== OBJECTIVE ==
Make an exact copy of the lines, leaving the pictures out.

== DATASET CONTENT ==
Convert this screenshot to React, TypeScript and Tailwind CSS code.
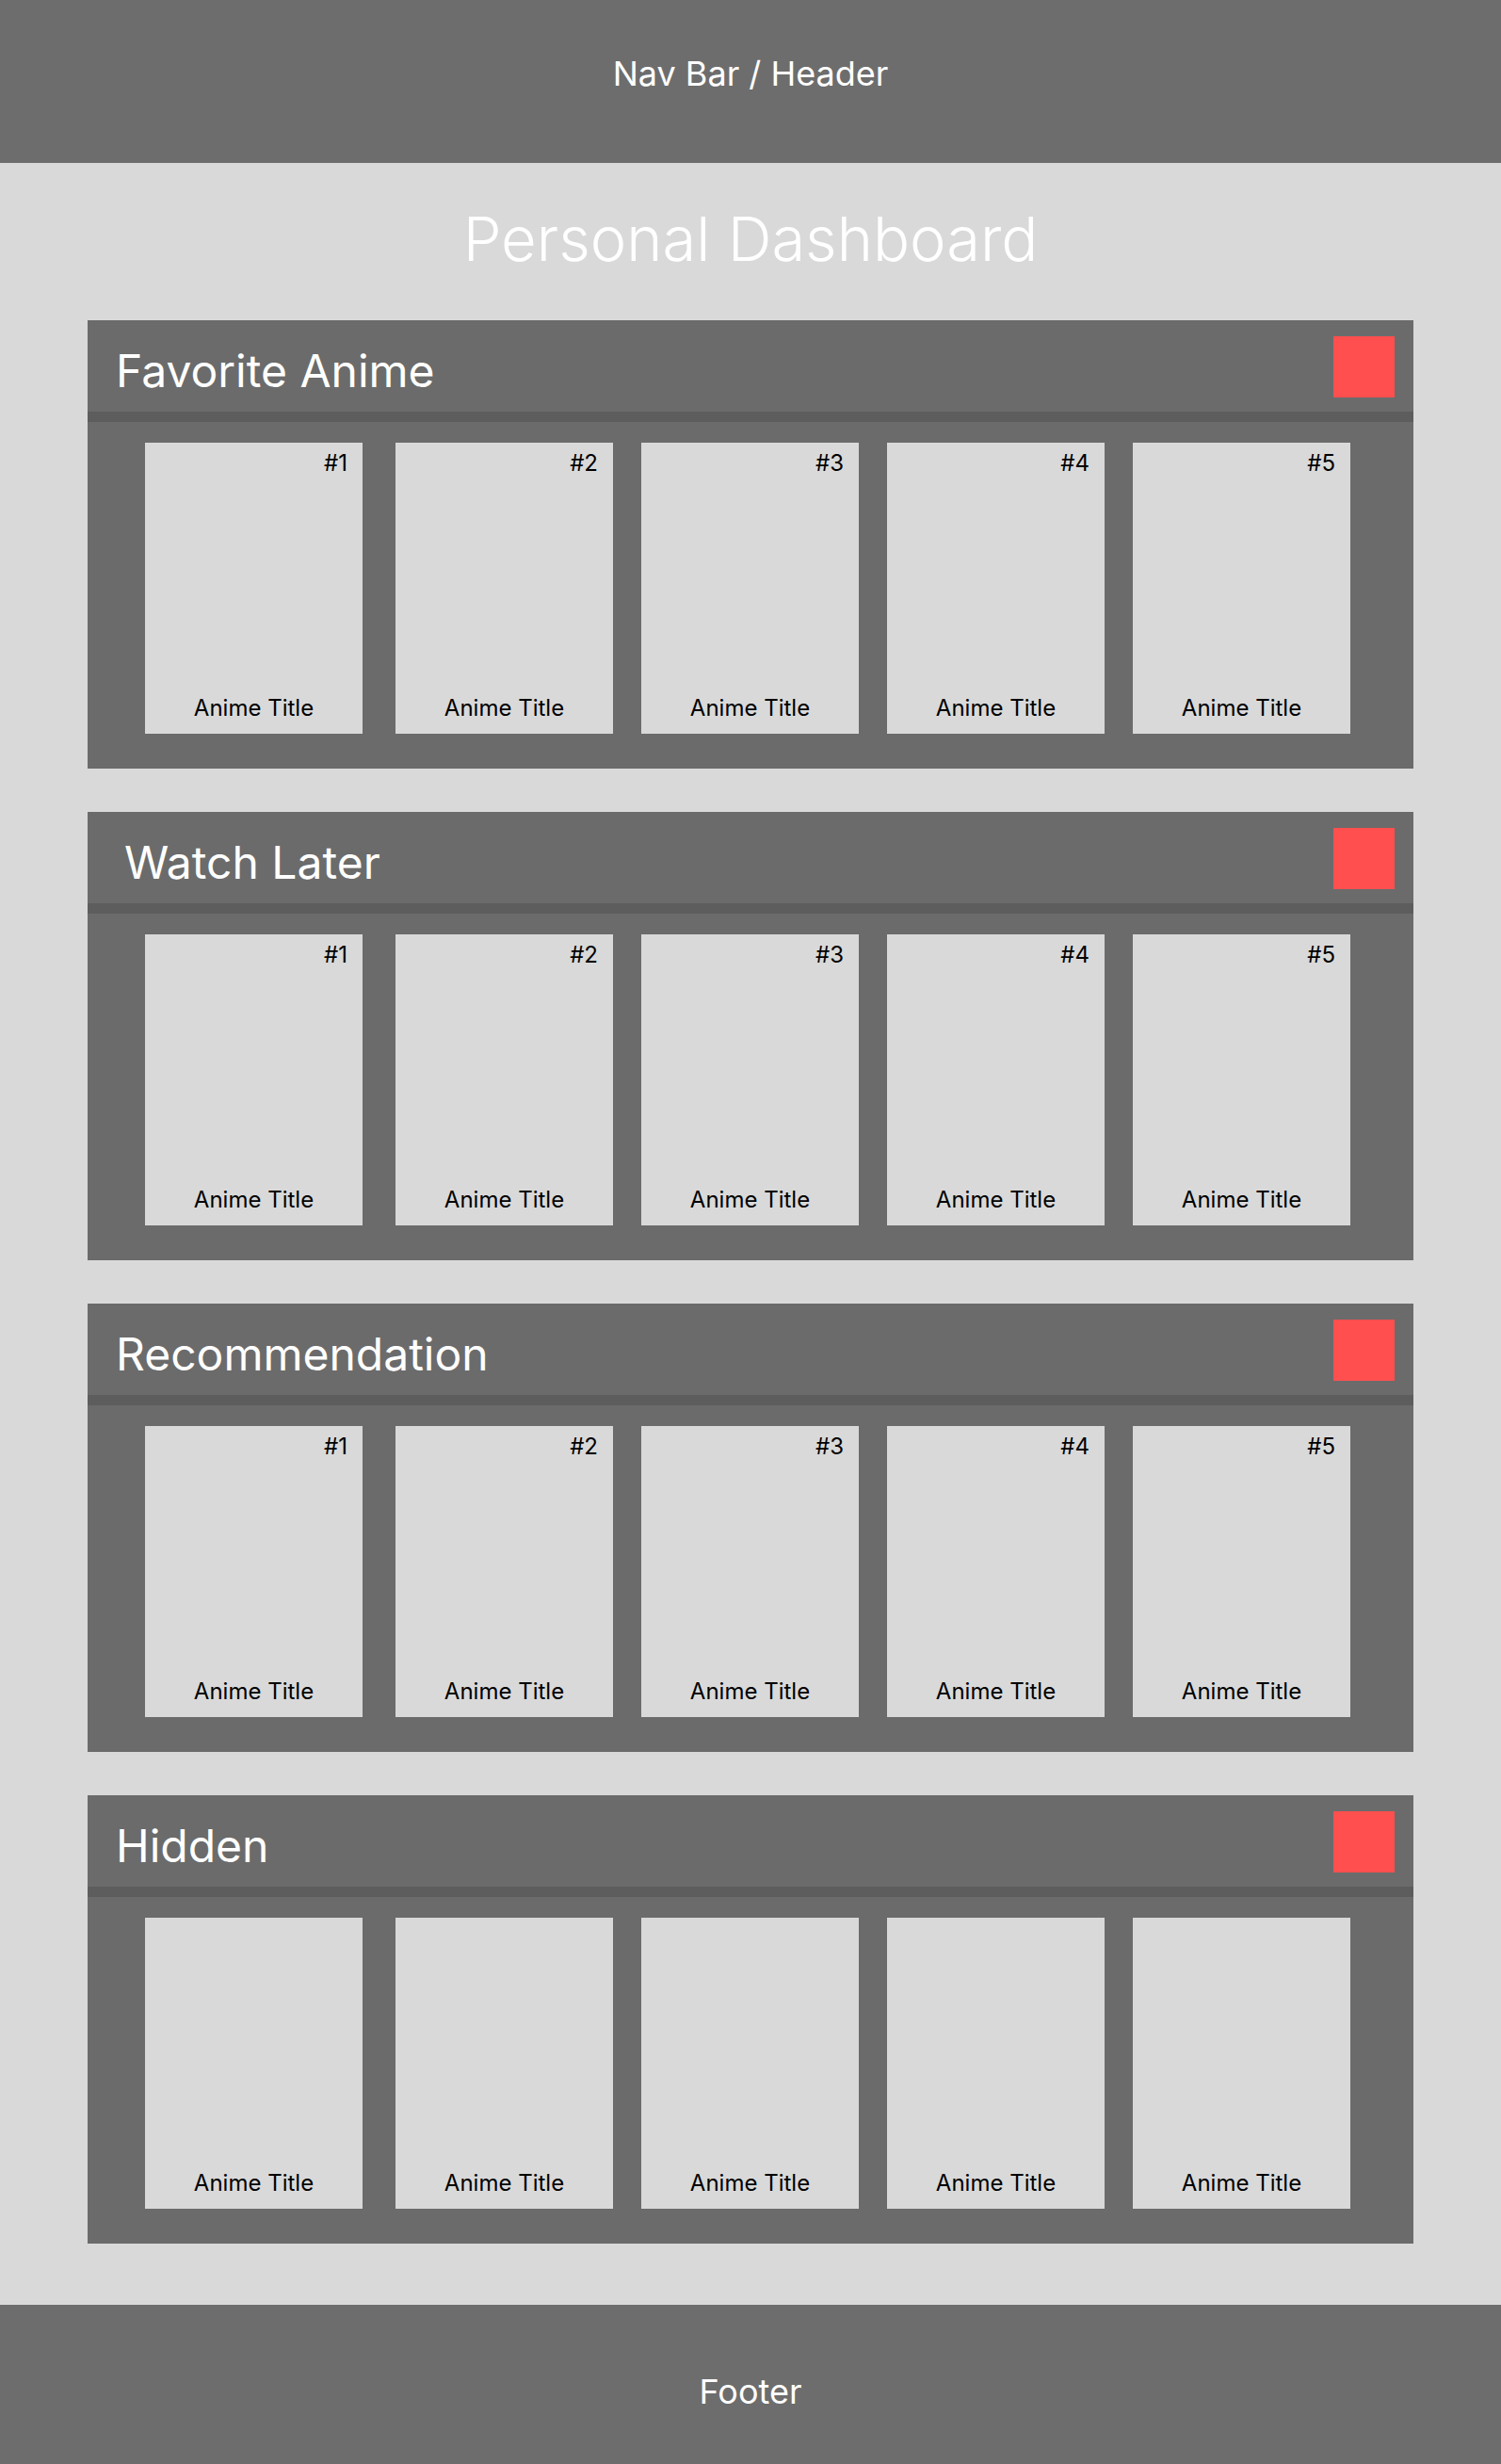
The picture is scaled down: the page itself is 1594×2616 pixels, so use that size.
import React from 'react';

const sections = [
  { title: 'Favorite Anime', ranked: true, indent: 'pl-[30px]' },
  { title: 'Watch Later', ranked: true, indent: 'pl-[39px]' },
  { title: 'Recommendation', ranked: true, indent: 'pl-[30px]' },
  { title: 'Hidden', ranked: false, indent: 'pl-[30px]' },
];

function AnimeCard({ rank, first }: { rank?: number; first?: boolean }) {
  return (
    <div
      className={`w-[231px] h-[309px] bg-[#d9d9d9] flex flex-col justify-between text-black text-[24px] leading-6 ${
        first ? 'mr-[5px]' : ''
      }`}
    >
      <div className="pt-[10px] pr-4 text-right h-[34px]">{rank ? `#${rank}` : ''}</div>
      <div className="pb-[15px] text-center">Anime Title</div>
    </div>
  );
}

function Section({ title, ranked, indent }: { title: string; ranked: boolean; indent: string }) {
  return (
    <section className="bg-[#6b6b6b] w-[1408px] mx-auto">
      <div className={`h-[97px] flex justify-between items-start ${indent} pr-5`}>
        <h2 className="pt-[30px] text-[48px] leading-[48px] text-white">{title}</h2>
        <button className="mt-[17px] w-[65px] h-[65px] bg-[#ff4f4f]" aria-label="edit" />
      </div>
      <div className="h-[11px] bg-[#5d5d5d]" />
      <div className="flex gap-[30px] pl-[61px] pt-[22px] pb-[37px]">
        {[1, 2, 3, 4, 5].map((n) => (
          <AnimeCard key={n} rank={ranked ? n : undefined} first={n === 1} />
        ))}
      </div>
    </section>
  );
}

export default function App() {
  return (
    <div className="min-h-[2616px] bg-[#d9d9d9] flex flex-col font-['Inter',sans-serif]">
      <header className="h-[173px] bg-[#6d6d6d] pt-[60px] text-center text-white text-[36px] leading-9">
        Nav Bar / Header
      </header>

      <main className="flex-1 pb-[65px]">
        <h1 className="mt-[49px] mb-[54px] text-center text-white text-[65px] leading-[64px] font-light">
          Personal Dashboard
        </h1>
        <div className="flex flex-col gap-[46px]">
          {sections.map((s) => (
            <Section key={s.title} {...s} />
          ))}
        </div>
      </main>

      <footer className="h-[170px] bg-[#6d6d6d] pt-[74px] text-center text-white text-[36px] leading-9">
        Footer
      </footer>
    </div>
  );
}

== TASK SOLUTION ==
Convert this screenshot to React, TypeScript and Tailwind CSS code.
The picture is scaled down: the page itself is 1594×2616 pixels, so use that size.
import React from 'react';

const sections = [
  { title: 'Favorite Anime', ranked: true, indent: 'pl-[30px]' },
  { title: 'Watch Later', ranked: true, indent: 'pl-[39px]' },
  { title: 'Recommendation', ranked: true, indent: 'pl-[30px]' },
  { title: 'Hidden', ranked: false, indent: 'pl-[30px]' },
];

function AnimeCard({ rank, first }: { rank?: number; first?: boolean }) {
  return (
    <div
      className={`w-[231px] h-[309px] bg-[#d9d9d9] flex flex-col justify-between text-black text-[24px] leading-6 ${
        first ? 'mr-[5px]' : ''
      }`}
    >
      <div className="pt-[10px] pr-4 text-right h-[34px]">{rank ? `#${rank}` : ''}</div>
      <div className="pb-[15px] text-center">Anime Title</div>
    </div>
  );
}

function Section({ title, ranked, indent }: { title: string; ranked: boolean; indent: string }) {
  return (
    <section className="bg-[#6b6b6b] w-[1408px] mx-auto">
      <div className={`h-[97px] flex justify-between items-start ${indent} pr-5`}>
        <h2 className="pt-[30px] text-[48px] leading-[48px] text-white">{title}</h2>
        <button className="mt-[17px] w-[65px] h-[65px] bg-[#ff4f4f]" aria-label="edit" />
      </div>
      <div className="h-[11px] bg-[#5d5d5d]" />
      <div className="flex gap-[30px] pl-[61px] pt-[22px] pb-[37px]">
        {[1, 2, 3, 4, 5].map((n) => (
          <AnimeCard key={n} rank={ranked ? n : undefined} first={n === 1} />
        ))}
      </div>
    </section>
  );
}

export default function App() {
  return (
    <div className="min-h-[2616px] bg-[#d9d9d9] flex flex-col font-['Inter',sans-serif]">
      <header className="h-[173px] bg-[#6d6d6d] pt-[60px] text-center text-white text-[36px] leading-9">
        Nav Bar / Header
      </header>

      <main className="flex-1 pb-[65px]">
        <h1 className="mt-[49px] mb-[54px] text-center text-white text-[65px] leading-[64px] font-light">
          Personal Dashboard
        </h1>
        <div className="flex flex-col gap-[46px]">
          {sections.map((s) => (
            <Section key={s.title} {...s} />
          ))}
        </div>
      </main>

      <footer className="h-[170px] bg-[#6d6d6d] pt-[74px] text-center text-white text-[36px] leading-9">
        Footer
      </footer>
    </div>
  );
}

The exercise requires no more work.